I thought you fellow brewers may find this of interest.

Long story short .. I moved all my yeast starters , dry yeast and hops with me , I kept these in an esky with block ice.

Well they seem to have made the trip Ok , now when I arrived I bunged the hops back in the freezer.

Ok problem I found yesterday , open some hops (stored in tupperware type containers)...holy sh#t I have my dried yeast in there.
This has been frozen for around 2-3 weeks , It's gotta be stuffed I think , cells blowing too bit etc.

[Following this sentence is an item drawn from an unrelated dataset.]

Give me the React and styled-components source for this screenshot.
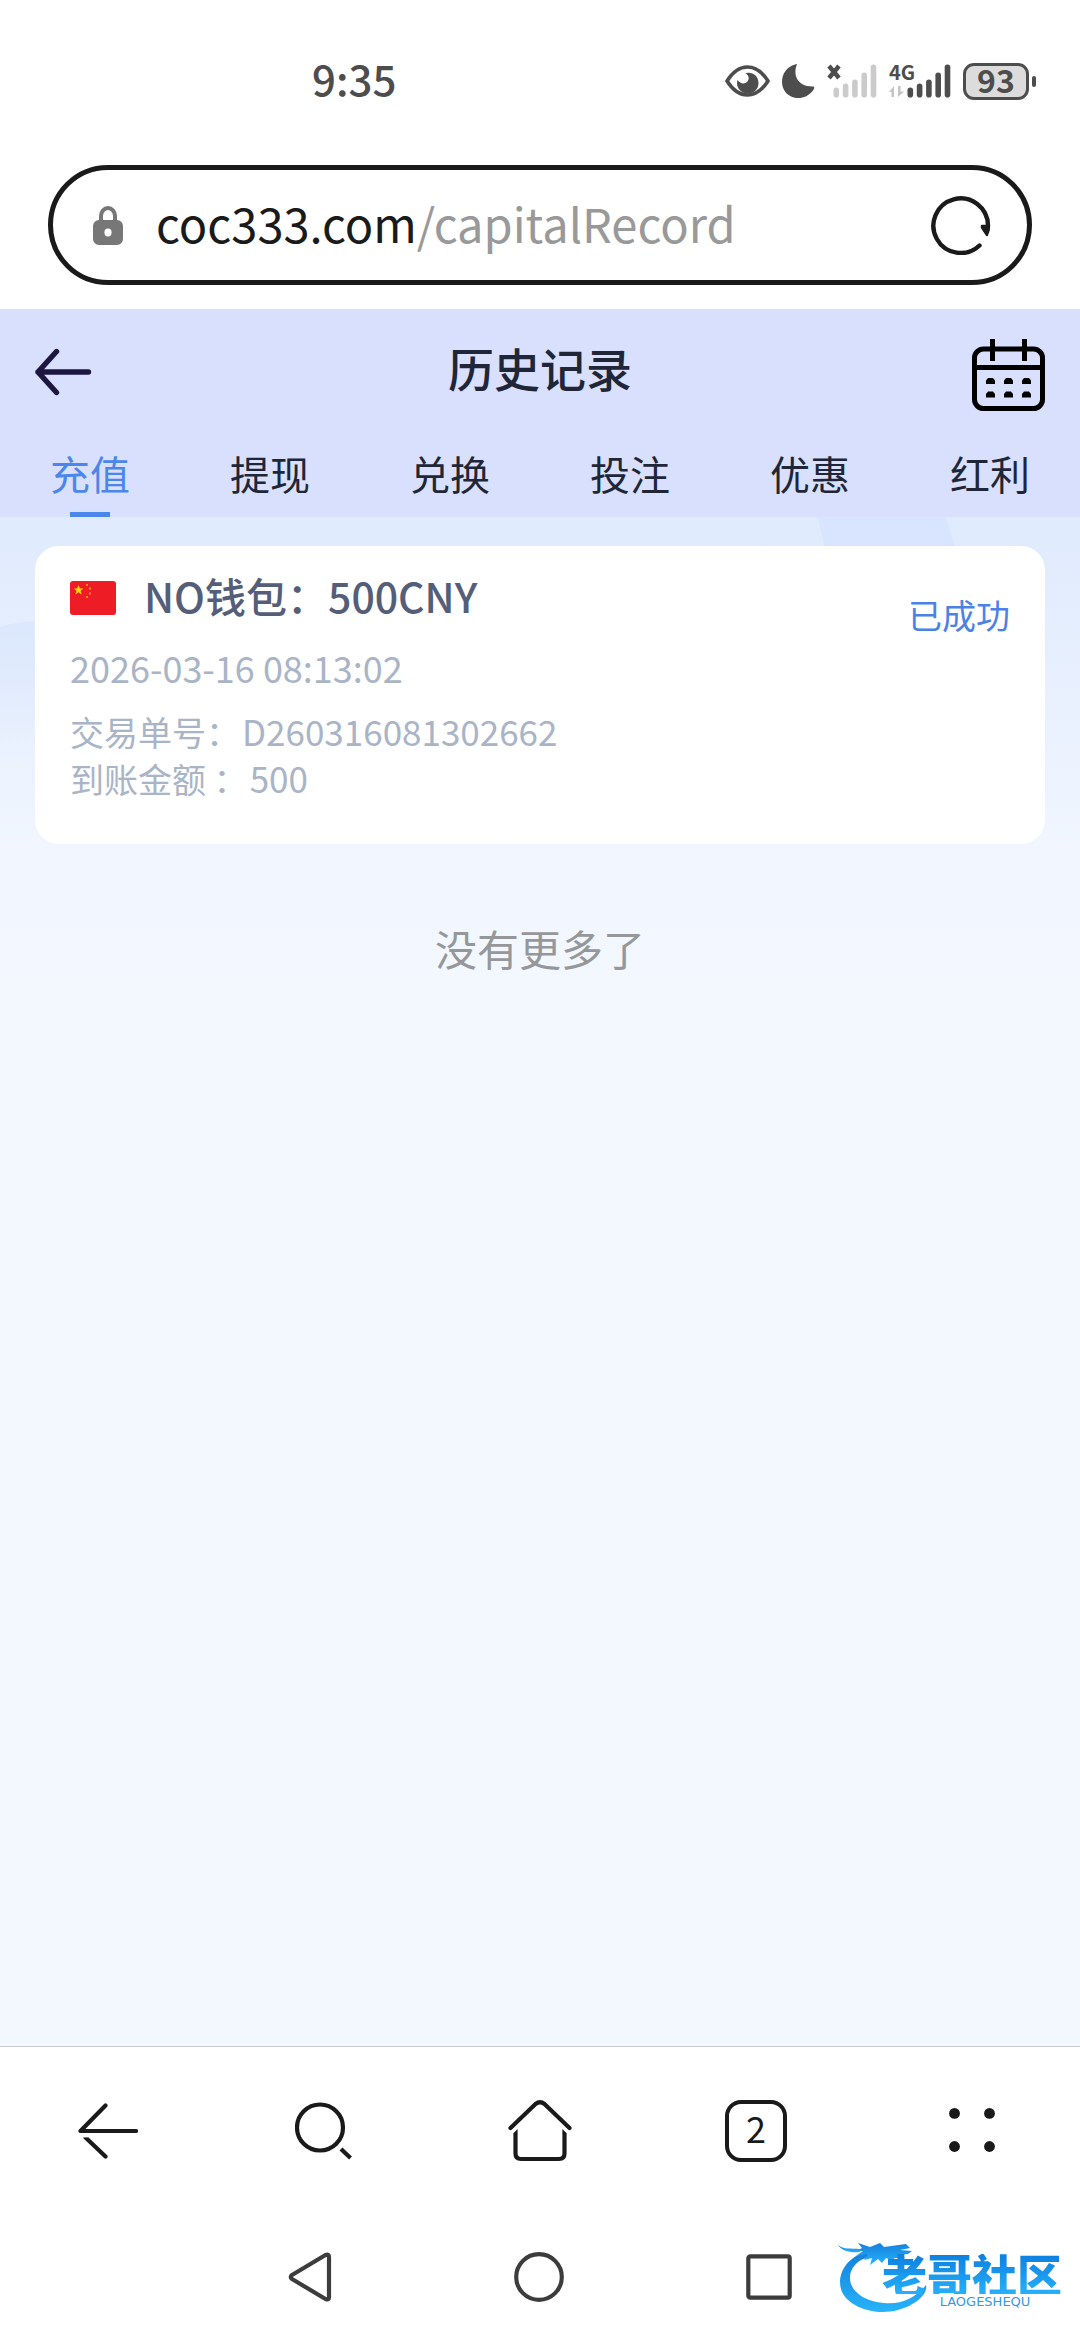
import React, { useState } from "react";
import styled, { createGlobalStyle } from "styled-components";

const GlobalStyle = createGlobalStyle`
  * {
    box-sizing: border-box;
  }

  body {
    margin: 0;
    background-color: #fff;
    font-family: "Noto Sans CJK SC", "Noto Sans", sans-serif;
  }

  button {
    margin: 0;
    padding: 0;
    border: none;
    background: none;
    font: inherit;
    color: inherit;
    cursor: pointer;
  }

  svg {
    display: block;
    flex-shrink: 0;
  }
`;

const Screen = styled.div`
  display: flex;
  flex-direction: column;
  min-height: 100vh;
`;

// status bar
const StatusBar = styled.div`
  display: flex;
  align-items: center;
  justify-content: space-between;
  height: 162px;
  padding: 0 44px 0 312px;
  color: #4d4d4d;
`;

const Clock = styled.time`
  padding-bottom: 6px;
  font-size: 42px;
  line-height: 60px;
  font-weight: 500;
`;

const StatusIcons = styled.div`
  display: flex;
  align-items: center;
  gap: 12px;
`;

const Network = styled.div`
  display: flex;
  align-items: flex-end;
`;

const NetworkType = styled.div`
  display: flex;
  flex-direction: column;
  align-items: flex-start;
  gap: 6px;
  width: 18px;
  height: 34px;
  font-size: 20px;
  line-height: 16px;
  font-weight: 700;
`;

const Battery = styled.div`
  display: flex;
  align-items: center;
  gap: 3px;

  &::after {
    content: "";
    width: 4px;
    height: 11px;
    border-radius: 2px;
    background-color: #4d4d4d;
  }
`;

const BatteryLevel = styled.span`
  width: 66px;
  height: 37px;
  border: 3px solid #4d4d4d;
  border-radius: 11px;
  background-color: #dcdcdc;
  font-size: 32px;
  line-height: 26px;
  font-weight: 700;
  text-align: center;
`;

// address bar
const AddressRow = styled.div`
  padding: 3px 48px 24px;
`;

const AddressBar = styled.div`
  display: flex;
  align-items: center;
  height: 120px;
  padding: 0 36px 0 40px;
  border: 5px solid #1a1a1a;
  border-radius: 60px;
`;

const Address = styled.button`
  flex: 1;
  padding: 0 0 4px 33px;
  font-size: 47px;
  line-height: 64px;
  text-align: left;
  color: #1a1a1a;

  span {
    color: #999;
  }
`;

// page header
const PageHeader = styled.header`
  background-color: #d8e0fe;
`;

const TitleBar = styled.div`
  display: grid;
  grid-template-columns: 1fr auto 1fr;
  align-items: center;
  height: 126px;
  padding: 0 35px;
`;

const Title = styled.h1`
  margin: 0;
  padding-bottom: 10px;
  font-size: 46px;
  line-height: 60px;
  font-weight: 500;
  color: #1e2637;
`;

const CalendarButton = styled.button`
  justify-self: end;
  padding-top: 6px;
`;

const Tabs = styled.nav`
  display: grid;
  grid-template-columns: repeat(6, 1fr);
  height: 82px;
`;

const Tab = styled.button`
  display: flex;
  flex-direction: column;
  align-items: center;
  justify-content: space-between;
  padding-top: 8px;
  font-size: 40px;
  line-height: 60px;
  color: ${(props) => (props.$active ? "#4b87ea" : "#1e2637")};

  &::after {
    content: "";
    width: 40px;
    height: 5px;
    background-color: ${(props) => (props.$active ? "#4b87ea" : "transparent")};
  }
`;

// records
const Content = styled.main`
  position: relative;
  flex: 1;
  padding: 29px 35px;
  background: linear-gradient(#dfeafd, #f1f6ff 340px, #f3f8ff 460px);
`;

const Backdrop = styled.svg`
  position: absolute;
  top: 0;
  left: 0;
  width: 100%;
  height: 360px;
`;

const Card = styled.article`
  position: relative;
  display: flex;
  justify-content: space-between;
  min-height: 298px;
  padding: 22px 35px 40px;
  border-radius: 24px;
  background-color: #fff;
`;

const Wallet = styled.h2`
  display: flex;
  align-items: center;
  gap: 28px;
  height: 60px;
  margin: 0 0 16px;
  font-size: 41px;
  font-weight: 500;
  color: #555e78;

  span {
    padding-bottom: 6px;
    line-height: 54px;
  }
`;

const Detail = styled.p`
  margin: 0;
  font-size: 34px;
  line-height: 46px;
  color: #a9b4c6;

  span {
    margin-left: 2px;
    font-size: 35px;
  }
`;

const RecordTime = styled(Detail)`
  margin-bottom: 18px;
  font-size: 36px;
`;

const State = styled.span`
  padding-top: 24px;
  font-size: 34px;
  line-height: 46px;
  color: #4b82e3;
`;

const NoMore = styled.p`
  position: relative;
  margin: 74px 0 0;
  font-size: 42px;
  line-height: 60px;
  text-align: center;
  color: #969799;
`;

// browser toolbar
const Toolbar = styled.nav`
  display: grid;
  grid-template-columns: repeat(5, 1fr);
  height: 168px;
  border-top: 1px solid #c8c9cf;
`;

const ToolButton = styled.button`
  display: flex;
  align-items: center;
  justify-content: center;
  color: #1a1a1a;
`;

const TabCount = styled.span`
  width: 62px;
  height: 62px;
  border: 4px solid #1a1a1a;
  border-radius: 16px;
  font-size: 36px;
  line-height: 46px;
  text-align: center;
`;

const SystemBar = styled.div`
  position: relative;
  display: flex;
  align-items: center;
  justify-content: center;
  gap: 182px;
  height: 126px;
  color: #3c3c3c;
`;

const Brand = styled.div`
  position: absolute;
  right: 18px;
  bottom: 26px;
  display: flex;
`;

const BrandText = styled.div`
  display: flex;
  flex-direction: column;
  align-items: center;
  gap: 1px;
  margin-left: -50px;
  padding-top: 16px;
`;

const BrandName = styled.strong`
  font-size: 45px;
  line-height: 40px;
  font-weight: 900;
  color: transparent;
  background: linear-gradient(#0d7fe0, #27b0fa);
  background-clip: text;
`;

const BrandLatin = styled.span`
  padding-left: 26px;
  font-family: "DejaVu Sans", sans-serif;
  font-size: 13px;
  line-height: 13px;
  color: #2f9be8;
`;

const BARS = [10, 14, 18, 25, 33];

const Signal = ({ color }) => (
  <svg width="44" height="34" viewBox="0 0 44 34" fill={color}>
    {BARS.map((h, i) => (
      <rect key={h} x={i * 9.3 + 0.5} y={33.5 - h} width="5.6" height={h} rx="2.8" />
    ))}
  </svg>
);

const EyeIcon = () => (
  <svg width="45" height="32" viewBox="0 0 45 32">
    <path
      d="M2 16C8 6.500 15 2 22.500 2S37 6.500 43 16C37 25.500 30 30 22.500 30S8 25.500 2 16Z"
      fill="none"
      stroke="#4d4d4d"
      strokeWidth="3.600"
      strokeLinejoin="round"
    />
    <path
      d="M22 8C28 7 33.500 11.500 33.500 18C33.500 24 29 28.500 23 28.500S12 24 12 18C12 17 12.200 16 12.600 15C15 19 20 19.500 22.500 16.500C24.500 14 24 10.500 20.500 8.300Z"
      fill="#4d4d4d"
    />
  </svg>
);

const MoonIcon = () => (
  <svg width="33" height="34" viewBox="0 0 33 34" fill="#4d4d4d">
    <path d="M15 0.500C11 9 14 23 31.500 22.500C33 23 32 25 31 26.500C27 31.500 22 34 16 34C7 34 0 27 0 18C0 9.500 5 2.500 13 0.400C14 0.200 15.300 0 15 0.500Z" />
  </svg>
);

const NoSignalBars = styled.div`
  margin-left: -8px;
`;

const NoSignalIcon = () => (
  <Network>
    <svg width="14" height="34" viewBox="0 0 14 34">
      <path d="M2 2L12 14M12 2L2 14" stroke="#4d4d4d" strokeWidth="4.400" />
    </svg>
    <NoSignalBars>
      <Signal color="#cbcbcb" />
    </NoSignalBars>
  </Network>
);

const LockIcon = () => (
  <svg width="30" height="39" viewBox="0 0 30 39">
    <path d="M8 16V10A7 8 0 0 1 22 10V16" fill="none" stroke="#777" strokeWidth="4" />
    <path
      fill="#777"
      fillRule="evenodd"
      d="M6 14H24A6 6 0 0 1 30 20V33A6 6 0 0 1 24 39H6A6 6 0 0 1 0 33V20A6 6 0 0 1 6 14ZM15 22.500A3.600 4 0 1 0 15 30.500A3.600 4 0 1 0 15 22.500Z"
    />
  </svg>
);

const ReloadIcon = () => (
  <svg width="60" height="60" viewBox="0 0 60 60">
    <path
      d="M48.500 50.500A27.300 27.300 0 1 1 57 30.500C57 33 56.800 35 56 37"
      fill="none"
      stroke="#1a1a1a"
      strokeWidth="4.400"
      strokeLinecap="round"
    />
    <path d="M51 31L57 31L56 40L51 32.500Z" fill="#1a1a1a" stroke="#1a1a1a" strokeWidth="2.400" strokeLinejoin="round" />
  </svg>
);

const BackIcon = () => (
  <svg width="57" height="48" viewBox="0 0 57 48">
    <path
      d="M53.500 24H3M21.500 3.500L3 24L21.500 44.500"
      fill="none"
      stroke="#1d1740"
      strokeWidth="5.400"
      strokeLinecap="round"
      strokeLinejoin="round"
    />
  </svg>
);

const CalendarIcon = () => (
  <svg width="73" height="73" viewBox="0 0 73 73">
    <g fill="none" stroke="#000" strokeWidth="5">
      <rect x="2.500" y="10" width="68" height="59.500" rx="9" />
      <path d="M20.500 0V22M52.500 0V22M2 28.500H71" />
    </g>
    {[42, 55.5].map((y) =>
      [18.5, 36.5, 54.5].map((x) => (
        <path key={`${x}-${y}`} d={`M${x - 4.5} ${y + 3}v-3.500l2 -2.500h5l2 2.500v3.500z`} />
      ))
    )}
  </svg>
);

const STARS = [
  [17, 4],
  [20, 7.5],
  [20, 12.5],
  [17, 16],
];

const ChinaFlag = () => (
  <svg width="46" height="34" viewBox="0 0 46 34">
    <rect width="46" height="34" rx="3" fill="#ee1c25" />
    <path d="M8.500 4L9.800 7.500H13.200L10.500 9.800L11.600 13.500L8.500 11.300L5.400 13.500L6.500 9.800L3.800 7.500H7.200Z" fill="#ffde00" />
    {STARS.map(([x, y]) => (
      <circle key={y} cx={x} cy={y} r="1" fill="#ffb400" />
    ))}
  </svg>
);

const lineProps = {
  fill: "none",
  stroke: "currentColor",
  strokeWidth: 4.2,
  strokeLinecap: "round",
  strokeLinejoin: "round",
};

const TOOLS = [
  {
    name: "后退",
    icon: (
      <svg width="60" height="56" viewBox="0 0 60 56" {...lineProps}>
        <path d="M27.500 2.500L2.500 28H58" />
        <path d="M7.500 34.500L27.500 53.500" />
        <path d="M4 33.200H10" stroke="#fff" strokeWidth="2.400" strokeLinecap="butt" />
      </svg>
    ),
  },
  {
    name: "搜索",
    icon: (
      <svg width="58" height="58" viewBox="0 0 58 58" {...lineProps}>
        <circle cx="25" cy="25.500" r="23" />
        <path d="M46 47L55.500 56" strokeLinecap="butt" />
      </svg>
    ),
  },
  {
    name: "主页",
    icon: (
      <svg width="64" height="62" viewBox="0 0 64 62" {...lineProps}>
        <path d="M2.500 28L27.500 4Q32 0.500 36.500 4L61.500 28" />
        <path d="M7.500 33V53.500Q7.500 59 13 59H51Q56.500 59 56.500 53.500V33" strokeLinecap="butt" />
        <path d="M5.400 33.200L9.600 29V33.200ZM58.600 33.200L54.400 29V33.200Z" fill="currentColor" stroke="none" />
      </svg>
    ),
  },
  { name: "标签页", icon: <TabCount>2</TabCount> },
  {
    name: "菜单",
    icon: (
      <svg width="46" height="46" viewBox="0 0 46 46" fill="currentColor">
        <circle cx="5.500" cy="5.400" r="5.400" />
        <circle cx="40.500" cy="5.400" r="5.400" />
        <circle cx="5.500" cy="38.500" r="5.400" />
        <circle cx="40.500" cy="38.500" r="5.400" />
      </svg>
    ),
  },
];

const DragonIcon = () => (
  <svg width="96" height="76" viewBox="0 0 96 76">
    <defs>
      <linearGradient id="dragon" x1="0" y1="0" x2="0" y2="1">
        <stop offset="0" stopColor="#1480dc" />
        <stop offset="1" stopColor="#27b3fb" />
      </linearGradient>
    </defs>
    <g fill="url(#dragon)">
      <path d="M30 14C8 20 0 40 6 54C14 70 40 78 62 72C80 67 92 56 90 47C80 60 64 67 48 65C26 63 14 52 14 40C14 30 22 20 36 19Z" />
      <path d="M22 5L34 9L44 5L48 9L70 6L74 10L64 12L76 13L72 16L62 17L70 20L58 20L60 24L50 20L46 25L42 21L34 27L36 20L28 22L32 16L20 18L27 13L20 13L26 10Z" />
      <path d="M2 7C8 12 14 10 24 11L24 14C14 15 6 13 2 7Z" />
    </g>
  </svg>
);

const TABS = ["充值", "提现", "兑换", "投注", "优惠", "红利"];

const App = () => {
  const [tab, setTab] = useState(TABS[0]);

  return (
    <Screen>
      <GlobalStyle />
      <StatusBar>
        <Clock>9:35</Clock>
        <StatusIcons>
          <EyeIcon />
          <MoonIcon />
          <NoSignalIcon />
          <Network>
            <NetworkType>
              4G
              <svg width="15" height="12" viewBox="0 0 15 12" fill="#c4c4c4">
                <path d="M5 0V11H2.500V6H0ZM9 0V11L15 5.500H11.500V0Z" />
              </svg>
            </NetworkType>
            <Signal color="#4d4d4d" />
          </Network>
          <Battery>
            <BatteryLevel>93</BatteryLevel>
          </Battery>
        </StatusIcons>
      </StatusBar>

      <AddressRow>
        <AddressBar>
          <LockIcon />
          <Address>
            coc333.com<span>/capitalRecord</span>
          </Address>
          <button aria-label="刷新">
            <ReloadIcon />
          </button>
        </AddressBar>
      </AddressRow>

      <PageHeader>
        <TitleBar>
          <button aria-label="返回">
            <BackIcon />
          </button>
          <Title>历史记录</Title>
          <CalendarButton aria-label="选择日期">
            <CalendarIcon />
          </CalendarButton>
        </TitleBar>
        <Tabs>
          {TABS.map((name) => (
            <Tab key={name} $active={name === tab} onClick={() => setTab(name)}>
              {name}
            </Tab>
          ))}
        </Tabs>
      </PageHeader>

      <Content>
        <Backdrop viewBox="0 0 1080 360" preserveAspectRatio="none">
          <defs>
            <linearGradient id="wave" x1="0" y1="0" x2="0" y2="1">
              <stop offset="0" stopColor="#dbe7fc" />
              <stop offset="1" stopColor="#dbe7fc" stopOpacity="0" />
            </linearGradient>
          </defs>
          <path d="M818 0H946Q950 14 956 32H825Z" fill="#d9e4fe" />
          <path d="M0 110Q16 104 60 103V240H0Z" fill="url(#wave)" />
        </Backdrop>
        <Card>
          <div>
            <Wallet>
              <ChinaFlag />
              <span>NO钱包：500CNY</span>
            </Wallet>
            <RecordTime>2026-03-16 08:13:02</RecordTime>
            <Detail>
              交易单号：<span>D260316081302662</span>
            </Detail>
            <Detail>
              到账金额 ：<span>500</span>
            </Detail>
          </div>
          <State>已成功</State>
        </Card>
        <NoMore>没有更多了</NoMore>
      </Content>

      <Toolbar>
        {TOOLS.map(({ name, icon }) => (
          <ToolButton key={name} aria-label={name}>
            {icon}
          </ToolButton>
        ))}
      </Toolbar>

      <SystemBar>
        <button aria-label="系统返回">
          <svg width="44" height="50" viewBox="0 0 44 50" {...lineProps}>
            <path d="M37.500 3Q41 1.500 41 5V45Q41 48.500 37.500 47L4 27Q1.500 25 4 23Z" />
          </svg>
        </button>
        <button aria-label="系统主页">
          <svg width="50" height="50" viewBox="0 0 50 50" {...lineProps}>
            <circle cx="25" cy="25" r="22.800" />
          </svg>
        </button>
        <button aria-label="最近任务">
          <svg width="46" height="46" viewBox="0 0 46 46" {...lineProps}>
            <rect x="2.300" y="2.300" width="41.400" height="41.400" rx="2" />
          </svg>
        </button>
        <Brand>
          <DragonIcon />
          <BrandText>
            <BrandName>老哥社区</BrandName>
            <BrandLatin>LAOGESHEQU</BrandLatin>
          </BrandText>
        </Brand>
      </SystemBar>
    </Screen>
  );
};

export default App;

So I emailed Danstar to ask if it is bin fodder..answer

Quote:

No Sir, you will be fine.
I used to recommend freezing storage , but Dr. Cone convinced me that regular fridge temps are the way to go.
Interesting enough Dr. Cone himself revived bread yeast recovered from one of Byrd's camps in the Antartic...several decades of being frozen , did not seem to affect it at all
Cheers
Rob

Batz


----------



## Tony M (22/6/05)

Batz, You dont want to start removing all the dark science, great mysteries and enormous difficulties from this hobby of ours or anyone will think they can do it.


----------



## Kai (22/6/05)

Batz,

Because there's no (or little) water in the dried yeast they cells are less inclined to burst when frozen. No water, no increase in volume on freezing or jaggy ice crystals, so the yeast is fine and dandy.


----------



## Batz (22/6/05)

Yes I suppose this rings true Kai

I did freak a bit , I had a large amount of Nottingham given to me by a mate , would have cried if it was ruined.

Batz


----------



## THE DRUNK ARAB (23/6/05)

Batz said:


> Yes I suppose this rings true Kai
> 
> I did freak a bit , I had a large amount of Nottingham given to me by a mate , would have cried if it was ruined.
> 
> ...



So would have I Batz  

Have you used it yet?

C&B
TDA


----------